_OBJECTIVE_
Type out the complete listing below word for word, without its pictures.
* Begin SUPPLIED INFORMATION *
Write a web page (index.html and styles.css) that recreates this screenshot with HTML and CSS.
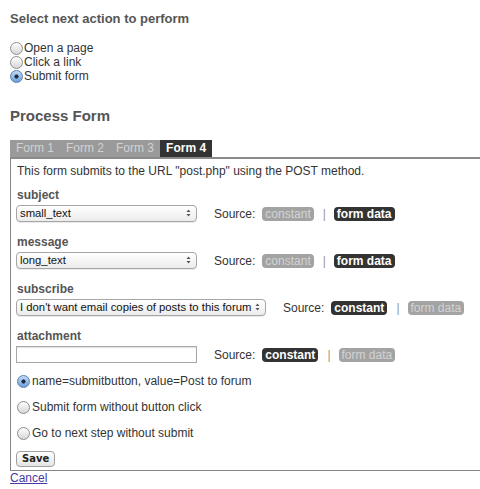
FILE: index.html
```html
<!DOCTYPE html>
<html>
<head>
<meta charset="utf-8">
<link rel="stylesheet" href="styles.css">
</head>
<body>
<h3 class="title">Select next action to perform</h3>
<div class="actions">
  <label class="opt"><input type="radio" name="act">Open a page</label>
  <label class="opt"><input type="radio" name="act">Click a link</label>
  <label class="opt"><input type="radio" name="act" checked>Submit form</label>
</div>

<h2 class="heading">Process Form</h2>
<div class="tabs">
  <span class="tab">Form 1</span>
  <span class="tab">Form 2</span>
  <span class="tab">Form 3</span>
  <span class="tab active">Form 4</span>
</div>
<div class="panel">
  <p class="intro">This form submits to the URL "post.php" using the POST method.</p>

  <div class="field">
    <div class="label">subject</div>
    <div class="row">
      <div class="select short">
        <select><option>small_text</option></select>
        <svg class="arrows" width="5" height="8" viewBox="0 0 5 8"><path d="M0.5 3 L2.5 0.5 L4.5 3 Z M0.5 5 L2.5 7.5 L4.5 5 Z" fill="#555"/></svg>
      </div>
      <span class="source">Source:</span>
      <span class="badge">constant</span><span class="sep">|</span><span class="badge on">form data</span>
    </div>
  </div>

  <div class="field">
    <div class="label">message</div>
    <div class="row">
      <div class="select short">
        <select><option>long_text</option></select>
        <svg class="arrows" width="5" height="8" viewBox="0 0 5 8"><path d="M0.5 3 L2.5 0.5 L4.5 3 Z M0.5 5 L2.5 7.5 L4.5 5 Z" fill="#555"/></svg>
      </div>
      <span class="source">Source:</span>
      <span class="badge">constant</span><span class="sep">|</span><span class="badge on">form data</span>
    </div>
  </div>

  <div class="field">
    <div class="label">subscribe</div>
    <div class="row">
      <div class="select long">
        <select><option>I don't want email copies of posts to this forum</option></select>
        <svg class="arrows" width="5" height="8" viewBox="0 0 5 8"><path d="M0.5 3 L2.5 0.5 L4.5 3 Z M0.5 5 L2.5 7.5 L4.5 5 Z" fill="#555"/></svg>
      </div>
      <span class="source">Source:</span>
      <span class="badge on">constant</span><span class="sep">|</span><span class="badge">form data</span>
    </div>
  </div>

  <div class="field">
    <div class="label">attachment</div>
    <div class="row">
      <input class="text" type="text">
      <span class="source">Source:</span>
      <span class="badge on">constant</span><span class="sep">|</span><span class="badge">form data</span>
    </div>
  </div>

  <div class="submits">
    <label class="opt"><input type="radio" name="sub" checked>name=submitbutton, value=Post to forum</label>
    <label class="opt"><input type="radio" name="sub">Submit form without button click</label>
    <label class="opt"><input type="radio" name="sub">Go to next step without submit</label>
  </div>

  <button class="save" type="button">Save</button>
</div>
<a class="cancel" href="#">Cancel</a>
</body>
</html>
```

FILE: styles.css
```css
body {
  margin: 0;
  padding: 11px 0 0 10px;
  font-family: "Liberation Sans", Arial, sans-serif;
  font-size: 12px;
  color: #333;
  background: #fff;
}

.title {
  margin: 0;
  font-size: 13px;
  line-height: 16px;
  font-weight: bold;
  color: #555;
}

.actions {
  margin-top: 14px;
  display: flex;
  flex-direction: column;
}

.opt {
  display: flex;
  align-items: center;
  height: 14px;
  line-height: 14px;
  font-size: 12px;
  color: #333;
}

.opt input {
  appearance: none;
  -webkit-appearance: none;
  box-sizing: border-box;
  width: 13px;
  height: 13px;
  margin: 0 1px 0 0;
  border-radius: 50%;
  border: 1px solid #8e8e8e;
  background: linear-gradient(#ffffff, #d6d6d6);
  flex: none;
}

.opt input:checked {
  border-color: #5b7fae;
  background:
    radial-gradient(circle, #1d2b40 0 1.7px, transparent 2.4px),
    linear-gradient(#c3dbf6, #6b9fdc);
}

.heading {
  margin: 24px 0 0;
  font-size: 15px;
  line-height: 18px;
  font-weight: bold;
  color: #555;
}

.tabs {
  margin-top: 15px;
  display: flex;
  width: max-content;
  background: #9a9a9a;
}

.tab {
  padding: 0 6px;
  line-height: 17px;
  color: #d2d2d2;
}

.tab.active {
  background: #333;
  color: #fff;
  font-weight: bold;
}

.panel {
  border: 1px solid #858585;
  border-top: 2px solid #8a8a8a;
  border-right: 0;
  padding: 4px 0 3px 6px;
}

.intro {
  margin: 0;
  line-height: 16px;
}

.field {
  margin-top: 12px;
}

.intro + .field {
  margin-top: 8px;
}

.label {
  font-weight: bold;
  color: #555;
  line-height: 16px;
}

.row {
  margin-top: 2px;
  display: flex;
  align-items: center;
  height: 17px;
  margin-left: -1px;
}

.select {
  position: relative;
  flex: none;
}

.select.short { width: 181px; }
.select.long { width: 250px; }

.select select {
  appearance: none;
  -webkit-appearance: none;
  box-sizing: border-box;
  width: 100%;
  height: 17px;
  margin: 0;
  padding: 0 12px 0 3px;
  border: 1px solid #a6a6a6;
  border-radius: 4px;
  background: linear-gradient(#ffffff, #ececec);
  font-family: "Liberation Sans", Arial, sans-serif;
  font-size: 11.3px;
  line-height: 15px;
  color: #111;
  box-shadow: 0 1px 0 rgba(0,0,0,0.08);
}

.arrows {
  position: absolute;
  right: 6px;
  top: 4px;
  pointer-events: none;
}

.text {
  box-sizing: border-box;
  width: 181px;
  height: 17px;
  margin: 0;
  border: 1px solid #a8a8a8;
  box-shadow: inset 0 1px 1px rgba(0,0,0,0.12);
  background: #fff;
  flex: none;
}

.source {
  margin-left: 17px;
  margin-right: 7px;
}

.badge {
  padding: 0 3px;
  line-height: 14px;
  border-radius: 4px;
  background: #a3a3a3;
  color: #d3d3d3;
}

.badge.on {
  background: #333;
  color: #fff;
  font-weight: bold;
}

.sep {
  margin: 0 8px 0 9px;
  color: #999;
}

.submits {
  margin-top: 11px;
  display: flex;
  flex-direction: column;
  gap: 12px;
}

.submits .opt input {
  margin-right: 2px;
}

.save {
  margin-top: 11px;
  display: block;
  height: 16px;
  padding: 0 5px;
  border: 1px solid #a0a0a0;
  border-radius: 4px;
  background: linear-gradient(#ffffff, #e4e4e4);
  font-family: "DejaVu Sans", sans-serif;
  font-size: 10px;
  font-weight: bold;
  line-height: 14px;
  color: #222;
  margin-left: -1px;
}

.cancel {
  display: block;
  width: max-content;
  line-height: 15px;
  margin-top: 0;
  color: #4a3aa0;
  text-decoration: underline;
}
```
* End SUPPLIED INFORMATION *
_FULL RESPONSE_
Write a web page (index.html and styles.css) that recreates this screenshot with HTML and CSS.
FILE: index.html
```html
<!DOCTYPE html>
<html>
<head>
<meta charset="utf-8">
<link rel="stylesheet" href="styles.css">
</head>
<body>
<h3 class="title">Select next action to perform</h3>
<div class="actions">
  <label class="opt"><input type="radio" name="act">Open a page</label>
  <label class="opt"><input type="radio" name="act">Click a link</label>
  <label class="opt"><input type="radio" name="act" checked>Submit form</label>
</div>

<h2 class="heading">Process Form</h2>
<div class="tabs">
  <span class="tab">Form 1</span>
  <span class="tab">Form 2</span>
  <span class="tab">Form 3</span>
  <span class="tab active">Form 4</span>
</div>
<div class="panel">
  <p class="intro">This form submits to the URL "post.php" using the POST method.</p>

  <div class="field">
    <div class="label">subject</div>
    <div class="row">
      <div class="select short">
        <select><option>small_text</option></select>
        <svg class="arrows" width="5" height="8" viewBox="0 0 5 8"><path d="M0.5 3 L2.5 0.5 L4.5 3 Z M0.5 5 L2.5 7.5 L4.5 5 Z" fill="#555"/></svg>
      </div>
      <span class="source">Source:</span>
      <span class="badge">constant</span><span class="sep">|</span><span class="badge on">form data</span>
    </div>
  </div>

  <div class="field">
    <div class="label">message</div>
    <div class="row">
      <div class="select short">
        <select><option>long_text</option></select>
        <svg class="arrows" width="5" height="8" viewBox="0 0 5 8"><path d="M0.5 3 L2.5 0.5 L4.5 3 Z M0.5 5 L2.5 7.5 L4.5 5 Z" fill="#555"/></svg>
      </div>
      <span class="source">Source:</span>
      <span class="badge">constant</span><span class="sep">|</span><span class="badge on">form data</span>
    </div>
  </div>

  <div class="field">
    <div class="label">subscribe</div>
    <div class="row">
      <div class="select long">
        <select><option>I don't want email copies of posts to this forum</option></select>
        <svg class="arrows" width="5" height="8" viewBox="0 0 5 8"><path d="M0.5 3 L2.5 0.5 L4.5 3 Z M0.5 5 L2.5 7.5 L4.5 5 Z" fill="#555"/></svg>
      </div>
      <span class="source">Source:</span>
      <span class="badge on">constant</span><span class="sep">|</span><span class="badge">form data</span>
    </div>
  </div>

  <div class="field">
    <div class="label">attachment</div>
    <div class="row">
      <input class="text" type="text">
      <span class="source">Source:</span>
      <span class="badge on">constant</span><span class="sep">|</span><span class="badge">form data</span>
    </div>
  </div>

  <div class="submits">
    <label class="opt"><input type="radio" name="sub" checked>name=submitbutton, value=Post to forum</label>
    <label class="opt"><input type="radio" name="sub">Submit form without button click</label>
    <label class="opt"><input type="radio" name="sub">Go to next step without submit</label>
  </div>

  <button class="save" type="button">Save</button>
</div>
<a class="cancel" href="#">Cancel</a>
</body>
</html>
```

FILE: styles.css
```css
body {
  margin: 0;
  padding: 11px 0 0 10px;
  font-family: "Liberation Sans", Arial, sans-serif;
  font-size: 12px;
  color: #333;
  background: #fff;
}

.title {
  margin: 0;
  font-size: 13px;
  line-height: 16px;
  font-weight: bold;
  color: #555;
}

.actions {
  margin-top: 14px;
  display: flex;
  flex-direction: column;
}

.opt {
  display: flex;
  align-items: center;
  height: 14px;
  line-height: 14px;
  font-size: 12px;
  color: #333;
}

.opt input {
  appearance: none;
  -webkit-appearance: none;
  box-sizing: border-box;
  width: 13px;
  height: 13px;
  margin: 0 1px 0 0;
  border-radius: 50%;
  border: 1px solid #8e8e8e;
  background: linear-gradient(#ffffff, #d6d6d6);
  flex: none;
}

.opt input:checked {
  border-color: #5b7fae;
  background:
    radial-gradient(circle, #1d2b40 0 1.7px, transparent 2.4px),
    linear-gradient(#c3dbf6, #6b9fdc);
}

.heading {
  margin: 24px 0 0;
  font-size: 15px;
  line-height: 18px;
  font-weight: bold;
  color: #555;
}

.tabs {
  margin-top: 15px;
  display: flex;
  width: max-content;
  background: #9a9a9a;
}

.tab {
  padding: 0 6px;
  line-height: 17px;
  color: #d2d2d2;
}

.tab.active {
  background: #333;
  color: #fff;
  font-weight: bold;
}

.panel {
  border: 1px solid #858585;
  border-top: 2px solid #8a8a8a;
  border-right: 0;
  padding: 4px 0 3px 6px;
}

.intro {
  margin: 0;
  line-height: 16px;
}

.field {
  margin-top: 12px;
}

.intro + .field {
  margin-top: 8px;
}

.label {
  font-weight: bold;
  color: #555;
  line-height: 16px;
}

.row {
  margin-top: 2px;
  display: flex;
  align-items: center;
  height: 17px;
  margin-left: -1px;
}

.select {
  position: relative;
  flex: none;
}

.select.short { width: 181px; }
.select.long { width: 250px; }

.select select {
  appearance: none;
  -webkit-appearance: none;
  box-sizing: border-box;
  width: 100%;
  height: 17px;
  margin: 0;
  padding: 0 12px 0 3px;
  border: 1px solid #a6a6a6;
  border-radius: 4px;
  background: linear-gradient(#ffffff, #ececec);
  font-family: "Liberation Sans", Arial, sans-serif;
  font-size: 11.3px;
  line-height: 15px;
  color: #111;
  box-shadow: 0 1px 0 rgba(0,0,0,0.08);
}

.arrows {
  position: absolute;
  right: 6px;
  top: 4px;
  pointer-events: none;
}

.text {
  box-sizing: border-box;
  width: 181px;
  height: 17px;
  margin: 0;
  border: 1px solid #a8a8a8;
  box-shadow: inset 0 1px 1px rgba(0,0,0,0.12);
  background: #fff;
  flex: none;
}

.source {
  margin-left: 17px;
  margin-right: 7px;
}

.badge {
  padding: 0 3px;
  line-height: 14px;
  border-radius: 4px;
  background: #a3a3a3;
  color: #d3d3d3;
}

.badge.on {
  background: #333;
  color: #fff;
  font-weight: bold;
}

.sep {
  margin: 0 8px 0 9px;
  color: #999;
}

.submits {
  margin-top: 11px;
  display: flex;
  flex-direction: column;
  gap: 12px;
}

.submits .opt input {
  margin-right: 2px;
}

.save {
  margin-top: 11px;
  display: block;
  height: 16px;
  padding: 0 5px;
  border: 1px solid #a0a0a0;
  border-radius: 4px;
  background: linear-gradient(#ffffff, #e4e4e4);
  font-family: "DejaVu Sans", sans-serif;
  font-size: 10px;
  font-weight: bold;
  line-height: 14px;
  color: #222;
  margin-left: -1px;
}

.cancel {
  display: block;
  width: max-content;
  line-height: 15px;
  margin-top: 0;
  color: #4a3aa0;
  text-decoration: underline;
}
```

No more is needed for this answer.